I’m listing the specific examples of the types of file I want to import and what the constraints are for all of them.
Container A – File is standard csv; Output A is able to take in standardized files.
Column B – Zip file with underlying csv. Syntax is already organized into the code you need to feed into the macro (both zip and csv text): C:\temp\Outputs\Report.zip|||Report.csv. This file automatically delimits the columns without me really having to do anything to the underlying Input tool.

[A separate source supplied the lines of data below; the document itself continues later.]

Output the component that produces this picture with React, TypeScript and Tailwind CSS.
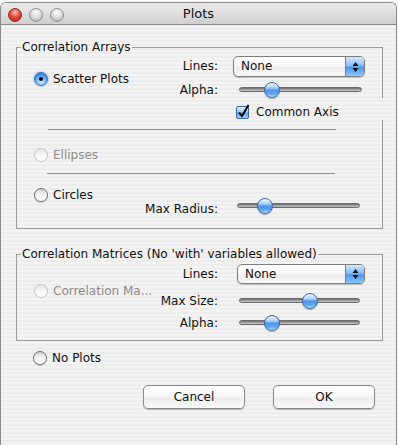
import type { ReactNode } from "react";

const stripes =
  "bg-[repeating-linear-gradient(180deg,#ededed_0px,#ededed_2px,#f3f3f3_2px,#f3f3f3_4px)] bg-fixed";

function Radio({ checked = false, disabled = false }: { checked?: boolean; disabled?: boolean }) {
  if (checked) {
    return (
      <span className="flex h-[14px] w-[14px] shrink-0 items-center justify-center rounded-full border border-[#3a6bb0] bg-[radial-gradient(circle_at_50%_75%,#d6f0ff_0%,#6fb2f3_45%,#3a84df_75%,#2a66c0_100%)] shadow-[0_0_3px_#7fb4f0]">
        <span className="h-[4px] w-[4px] rounded-full bg-black" />
      </span>
    );
  }
  return (
    <span
      className={
        disabled
          ? "h-[14px] w-[14px] shrink-0 rounded-full border border-[#c4c4c4] bg-[linear-gradient(180deg,#e4e4e4_0%,#f6f6f6_50%,#ffffff_100%)]"
          : "h-[14px] w-[14px] shrink-0 rounded-full border border-[#6f6f6f] bg-[linear-gradient(180deg,#cfcfcf_0%,#f2f2f2_45%,#ffffff_100%)] shadow-[0_1px_1px_rgba(0,0,0,0.2)]"
      }
    />
  );
}

function RadioRow({
  label,
  checked,
  disabled,
}: {
  label: string;
  checked?: boolean;
  disabled?: boolean;
}) {
  return (
    <div className="flex h-[14px] items-center gap-[5px] whitespace-nowrap">
      <Radio checked={checked} disabled={disabled} />
      <span className={disabled ? "text-[#8c8c8c]" : "text-[#111]"}>{label}</span>
    </div>
  );
}

function Slider({ width, value }: { width: number; value: number }) {
  return (
    <div className="relative h-[16px]" style={{ width }}>
      <div className="absolute left-0 right-0 top-[5px] h-[5px] rounded-full border border-[#6a6a6a] bg-[linear-gradient(180deg,#6d6d6d_0%,#9c9c9c_50%,#cdcdcd_100%)]" />
      <div
        className="absolute top-0 h-[16px] w-[16px] -translate-x-1/2 rounded-full border border-[#3d6aa6] bg-[linear-gradient(180deg,#eef6ff_0%,#a9d0f6_35%,#4d95e8_52%,#5fa6f2_78%,#b6defe_100%)] shadow-[0_1px_1px_rgba(0,0,0,0.3)]"
        style={{ left: Math.round(value * width) }}
      />
    </div>
  );
}

function Popup({ width, height }: { width: number; height: number }) {
  return (
    <div
      className="flex overflow-hidden rounded-[5px] border border-[#7d7d7d] bg-[linear-gradient(180deg,#ffffff_0%,#f6f6f6_50%,#ebebeb_55%,#f8f8f8_100%)] shadow-[0_1px_1px_rgba(0,0,0,0.2)]"
      style={{ width, height }}
    >
      <span className="flex flex-1 items-center pl-[7px] text-[#111]">None</span>
      <span className="flex w-[19px] flex-col items-center justify-center gap-[2px] border-l border-[#5d86c0] bg-[linear-gradient(180deg,#d3e9fd_0%,#88bdf3_45%,#4f97ea_55%,#8cc6ff_100%)]">
        <svg width="7" height="4" viewBox="0 0 7 4">
          <path d="M0.5 4 L3.5 0 L6.5 4 Z" fill="#111" />
        </svg>
        <svg width="7" height="4" viewBox="0 0 7 4">
          <path d="M0.5 0 L3.5 4 L6.5 0 Z" fill="#111" />
        </svg>
      </span>
    </div>
  );
}

function Row({
  label,
  children,
  className = "",
  labelClass = "",
}: {
  label: string;
  children: ReactNode;
  className?: string;
  labelClass?: string;
}) {
  return (
    <div className={"flex items-center gap-[15px] " + className}>
      <span className={"flex w-[51px] justify-end whitespace-nowrap text-[#111] " + labelClass}>{label}</span>
      <div className="w-[132px]">{children}</div>
    </div>
  );
}

function Group({ title, children, className = "" }: { title: string; children: ReactNode; className?: string }) {
  return (
    <fieldset className={"ml-[15px] w-[367px] border border-[#9c9c9c] " + className}>
      <legend className="ml-[4px] px-[1px] leading-[15px] text-[#111]">{title}</legend>
      {children}
    </fieldset>
  );
}

function Button({ label }: { label: string }) {
  return (
    <button
      type="button"
      className="h-[24px] w-[102px] rounded-[5px] border border-[#8a8a8a] bg-[linear-gradient(180deg,#ffffff_0%,#f7f7f7_50%,#ececec_55%,#fafafa_100%)] text-[12px] text-[#111] shadow-[0_1px_1px_rgba(0,0,0,0.25)]"
    >
      {label}
    </button>
  );
}

export default function App() {
  return (
    <div className="h-[445px] w-[398px] overflow-hidden bg-[#f7f7f7] font-['DejaVu_Sans','Liberation_Sans',sans-serif] text-[12px] leading-[15px]">
      <div className="mt-[2px] flex h-[443px] w-[397px] flex-col overflow-hidden rounded-t-[6px] border-x border-t border-[#8a8a8a]">
        {/* title bar */}
        <div className="grid h-[22px] shrink-0 grid-cols-[1fr_auto_1fr] border-b border-[#8c8c8c] bg-[linear-gradient(180deg,#eaeaea_0%,#dedede_50%,#cfcfcf_100%)]">
          <div className="flex gap-[7px] pl-[7px] pt-[5px]">
            <span className="h-[14px] w-[14px] rounded-full border border-[#8e2b22] bg-[radial-gradient(circle_at_50%_30%,#ffc2b8_0%,#e4493d_45%,#a61d14_100%)]" />
            <span className="h-[14px] w-[14px] rounded-full border border-[#8f8f8f] bg-[radial-gradient(circle_at_50%_30%,#ffffff_0%,#d9d9d9_50%,#a9a9a9_100%)]" />
            <span className="h-[14px] w-[14px] rounded-full border border-[#8f8f8f] bg-[radial-gradient(circle_at_50%_30%,#ffffff_0%,#d9d9d9_50%,#a9a9a9_100%)]" />
          </div>
          <div className="pt-[3px] text-[13px] leading-[16px] text-[#111]">Plots</div>
          <div />
        </div>

        <div className={"flex-1 " + stripes}>
          <Group title="Correlation Arrays" className="mt-[15px] pb-[14px]">
            <div className="mt-[1px] flex">
              <div className="w-[150px] pl-[17px] pt-[16px]">
                <RadioRow label="Scatter Plots" checked />
              </div>
              <div className="flex flex-col">
                <Row label="Lines:">
                  <Popup width={132} height={21} />
                </Row>
                <Row label="Alpha:" className="mt-[5px]">
                  <div className="pl-[6px]">
                    <Slider width={123} value={0.27} />
                  </div>
                </Row>
                <div
                  className={
                    "-mb-[1px] -mr-[22px] ml-[66px] flex h-[22px] items-center gap-[7px] pl-[3px] pt-[6px] " +
                    stripes
                  }
                >
                  <span className="relative h-[13px] w-[13px] rounded-[2px] border border-[#3b68a6] bg-[linear-gradient(180deg,#e2f1ff_0%,#9ccaf6_45%,#5a9fec_55%,#9fd2ff_100%)]">
                    <svg className="absolute -top-[3px] left-[0px]" width="14" height="15" viewBox="0 0 14 15">
                      <path d="M2 8.5 L5 12 L11.5 1" fill="none" stroke="#000" strokeWidth="2" />
                    </svg>
                  </span>
                  <span className="text-[#111]">Common Axis</span>
                </div>
              </div>
            </div>
            <div className="ml-[31px] mt-[10px] h-px w-[288px] bg-[#8f8f8f]" />
            <div className="ml-[17px] mt-[18px]">
              <RadioRow label="Ellipses" disabled />
            </div>
            <div className="ml-[30px] mt-[11px] h-px w-[288px] bg-[#8f8f8f]" />
            <div className="ml-[17px] mt-[14px]">
              <RadioRow label="Circles" />
            </div>
            <div className="-mt-[4px] pl-[150px]">
              <Row label="Max Radius:" labelClass="translate-y-[3px]">
                <div className="pl-[4px]">
                  <Slider width={123} value={0.23} />
                </div>
              </Row>
            </div>
          </Group>

          <Group title="Correlation Matrices (No 'with' variables allowed)" className="mt-[18px] pb-[9px]">
            <div className="flex">
              <div className="w-[150px] pl-[17px] pt-[22px]">
                <RadioRow label="Correlation Ma..." disabled />
              </div>
              <div className="flex flex-col">
                <Row label="Lines:" className="mt-[2px]">
                  <div className="pl-[4px]">
                    <Popup width={128} height={20} />
                  </div>
                </Row>
                <Row label="Max Size:" className="mt-[9px]">
                  <div className="pl-[6px]">
                    <Slider width={121} value={0.59} />
                  </div>
                </Row>
                <Row label="Alpha:" className="mt-[6px]">
                  <div className="pl-[6px]">
                    <Slider width={121} value={0.27} />
                  </div>
                </Row>
              </div>
            </div>
          </Group>

          <div className="ml-[32px] mt-[10px]">
            <RadioRow label="No Plots" />
          </div>

          <div className="mt-[20px] flex justify-end gap-[28px] pr-[21px]">
            <Button label="Cancel" />
            <Button label="OK" />
          </div>
        </div>
      </div>
    </div>
  );
}
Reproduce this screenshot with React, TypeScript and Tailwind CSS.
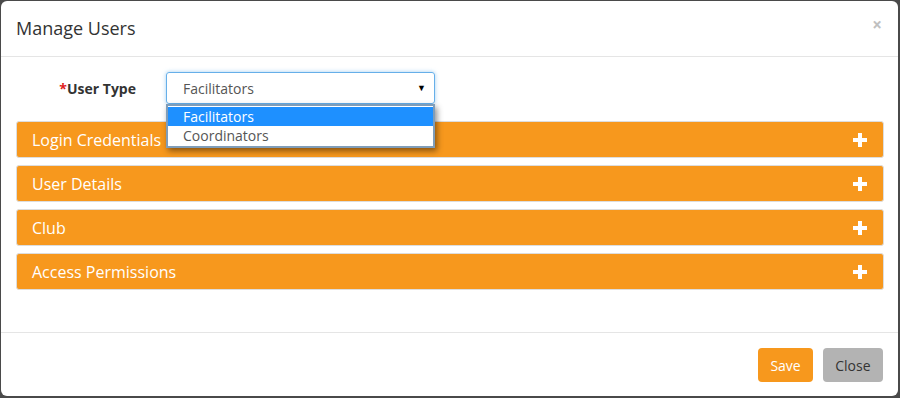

Container C- Zip file with an underlying csv BUT this one necessitates that I write in a tab delimiter to the underlying Input tool as \t (Output C). I have no idea why one csv file in a zip would need to be delimited and the one in Container B does not, but I do need a code that’ll be able to treat them both. Might be safer to input it non-delimited and then use a delimiter tool in the next step for files like Container C that still require it?
Container D – I previously had a macro where I’d overwrite the XML code for the Import Line portion, saying that if the file name contains DMA Conversions then Import Line 12 because that’s whether the header is, BUT in this example, I want the macro to be able to detect that itself. Let’s assume I have other files not included that start on row 6 or something so I’d need a code that will realize the header row is not line 1 and will find it automatically, instead of me manually writing the Line Imports for certain files into the code.
Might be safest for the input portion to just import the data as below, and then I could write some classic Alteryx code to delimit it in the next tool:
I mean, if I had an input tool that would import regular csv and zip files as is that could also detect if the file needs to be delimited like in Container C and import files where files that begin with header rows on line 12 like above, I could probably automate the rest on my own. But none of my current output options pull in all the files like that.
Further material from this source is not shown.